=== What you should do ===
What follows is a listing. Return every line of it exactly.

=== Collected material ===
---+---

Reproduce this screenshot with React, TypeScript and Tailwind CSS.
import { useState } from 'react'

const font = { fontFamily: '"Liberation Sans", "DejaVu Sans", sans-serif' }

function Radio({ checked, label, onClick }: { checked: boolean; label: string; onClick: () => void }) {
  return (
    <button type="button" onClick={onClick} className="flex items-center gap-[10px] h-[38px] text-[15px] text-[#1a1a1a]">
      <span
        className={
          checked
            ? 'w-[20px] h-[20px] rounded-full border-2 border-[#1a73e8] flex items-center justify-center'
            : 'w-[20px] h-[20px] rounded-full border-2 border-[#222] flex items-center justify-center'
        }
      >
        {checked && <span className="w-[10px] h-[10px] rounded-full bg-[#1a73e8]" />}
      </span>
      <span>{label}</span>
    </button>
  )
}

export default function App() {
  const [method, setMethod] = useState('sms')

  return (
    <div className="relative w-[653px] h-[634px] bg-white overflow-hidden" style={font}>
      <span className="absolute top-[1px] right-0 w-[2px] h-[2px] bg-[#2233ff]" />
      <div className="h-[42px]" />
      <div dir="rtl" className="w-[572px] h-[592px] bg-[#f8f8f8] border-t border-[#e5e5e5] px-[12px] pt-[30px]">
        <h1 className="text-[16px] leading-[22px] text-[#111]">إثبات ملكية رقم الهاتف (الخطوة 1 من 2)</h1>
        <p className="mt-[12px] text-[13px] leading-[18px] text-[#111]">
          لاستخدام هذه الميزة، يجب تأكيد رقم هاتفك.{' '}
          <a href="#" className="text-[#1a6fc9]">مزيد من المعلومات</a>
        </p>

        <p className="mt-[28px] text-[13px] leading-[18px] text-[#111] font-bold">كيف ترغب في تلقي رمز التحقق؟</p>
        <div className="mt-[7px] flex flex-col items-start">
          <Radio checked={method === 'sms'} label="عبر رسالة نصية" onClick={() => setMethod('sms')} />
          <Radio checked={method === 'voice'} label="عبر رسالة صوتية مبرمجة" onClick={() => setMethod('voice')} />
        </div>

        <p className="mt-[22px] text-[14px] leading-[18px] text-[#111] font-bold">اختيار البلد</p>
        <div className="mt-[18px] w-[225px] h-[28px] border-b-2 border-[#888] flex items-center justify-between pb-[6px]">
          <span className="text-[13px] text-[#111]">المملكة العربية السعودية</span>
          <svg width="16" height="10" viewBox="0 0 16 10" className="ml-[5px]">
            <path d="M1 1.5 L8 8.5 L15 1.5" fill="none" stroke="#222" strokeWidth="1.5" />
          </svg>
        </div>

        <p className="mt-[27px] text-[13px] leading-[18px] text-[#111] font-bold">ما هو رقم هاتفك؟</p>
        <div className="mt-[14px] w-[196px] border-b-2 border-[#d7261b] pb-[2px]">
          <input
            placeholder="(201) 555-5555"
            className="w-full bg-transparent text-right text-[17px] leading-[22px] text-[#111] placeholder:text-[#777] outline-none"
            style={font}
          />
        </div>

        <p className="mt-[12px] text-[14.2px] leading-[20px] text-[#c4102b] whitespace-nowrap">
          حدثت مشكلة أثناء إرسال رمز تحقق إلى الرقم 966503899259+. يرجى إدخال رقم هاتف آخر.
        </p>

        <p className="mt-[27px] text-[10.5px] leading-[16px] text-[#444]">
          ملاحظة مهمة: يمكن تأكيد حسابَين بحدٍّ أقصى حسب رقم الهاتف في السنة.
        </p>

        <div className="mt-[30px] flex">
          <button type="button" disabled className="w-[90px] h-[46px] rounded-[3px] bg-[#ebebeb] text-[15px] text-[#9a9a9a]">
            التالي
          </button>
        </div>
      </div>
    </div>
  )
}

---+---

=== Task response ===
Reproduce this screenshot with React, TypeScript and Tailwind CSS.
import { useState } from 'react'

const font = { fontFamily: '"Liberation Sans", "DejaVu Sans", sans-serif' }

function Radio({ checked, label, onClick }: { checked: boolean; label: string; onClick: () => void }) {
  return (
    <button type="button" onClick={onClick} className="flex items-center gap-[10px] h-[38px] text-[15px] text-[#1a1a1a]">
      <span
        className={
          checked
            ? 'w-[20px] h-[20px] rounded-full border-2 border-[#1a73e8] flex items-center justify-center'
            : 'w-[20px] h-[20px] rounded-full border-2 border-[#222] flex items-center justify-center'
        }
      >
        {checked && <span className="w-[10px] h-[10px] rounded-full bg-[#1a73e8]" />}
      </span>
      <span>{label}</span>
    </button>
  )
}

export default function App() {
  const [method, setMethod] = useState('sms')

  return (
    <div className="relative w-[653px] h-[634px] bg-white overflow-hidden" style={font}>
      <span className="absolute top-[1px] right-0 w-[2px] h-[2px] bg-[#2233ff]" />
      <div className="h-[42px]" />
      <div dir="rtl" className="w-[572px] h-[592px] bg-[#f8f8f8] border-t border-[#e5e5e5] px-[12px] pt-[30px]">
        <h1 className="text-[16px] leading-[22px] text-[#111]">إثبات ملكية رقم الهاتف (الخطوة 1 من 2)</h1>
        <p className="mt-[12px] text-[13px] leading-[18px] text-[#111]">
          لاستخدام هذه الميزة، يجب تأكيد رقم هاتفك.{' '}
          <a href="#" className="text-[#1a6fc9]">مزيد من المعلومات</a>
        </p>

        <p className="mt-[28px] text-[13px] leading-[18px] text-[#111] font-bold">كيف ترغب في تلقي رمز التحقق؟</p>
        <div className="mt-[7px] flex flex-col items-start">
          <Radio checked={method === 'sms'} label="عبر رسالة نصية" onClick={() => setMethod('sms')} />
          <Radio checked={method === 'voice'} label="عبر رسالة صوتية مبرمجة" onClick={() => setMethod('voice')} />
        </div>

        <p className="mt-[22px] text-[14px] leading-[18px] text-[#111] font-bold">اختيار البلد</p>
        <div className="mt-[18px] w-[225px] h-[28px] border-b-2 border-[#888] flex items-center justify-between pb-[6px]">
          <span className="text-[13px] text-[#111]">المملكة العربية السعودية</span>
          <svg width="16" height="10" viewBox="0 0 16 10" className="ml-[5px]">
            <path d="M1 1.5 L8 8.5 L15 1.5" fill="none" stroke="#222" strokeWidth="1.5" />
          </svg>
        </div>

        <p className="mt-[27px] text-[13px] leading-[18px] text-[#111] font-bold">ما هو رقم هاتفك؟</p>
        <div className="mt-[14px] w-[196px] border-b-2 border-[#d7261b] pb-[2px]">
          <input
            placeholder="(201) 555-5555"
            className="w-full bg-transparent text-right text-[17px] leading-[22px] text-[#111] placeholder:text-[#777] outline-none"
            style={font}
          />
        </div>

        <p className="mt-[12px] text-[14.2px] leading-[20px] text-[#c4102b] whitespace-nowrap">
          حدثت مشكلة أثناء إرسال رمز تحقق إلى الرقم 966503899259+. يرجى إدخال رقم هاتف آخر.
        </p>

        <p className="mt-[27px] text-[10.5px] leading-[16px] text-[#444]">
          ملاحظة مهمة: يمكن تأكيد حسابَين بحدٍّ أقصى حسب رقم الهاتف في السنة.
        </p>

        <div className="mt-[30px] flex">
          <button type="button" disabled className="w-[90px] h-[46px] rounded-[3px] bg-[#ebebeb] text-[15px] text-[#9a9a9a]">
            التالي
          </button>
        </div>
      </div>
    </div>
  )
}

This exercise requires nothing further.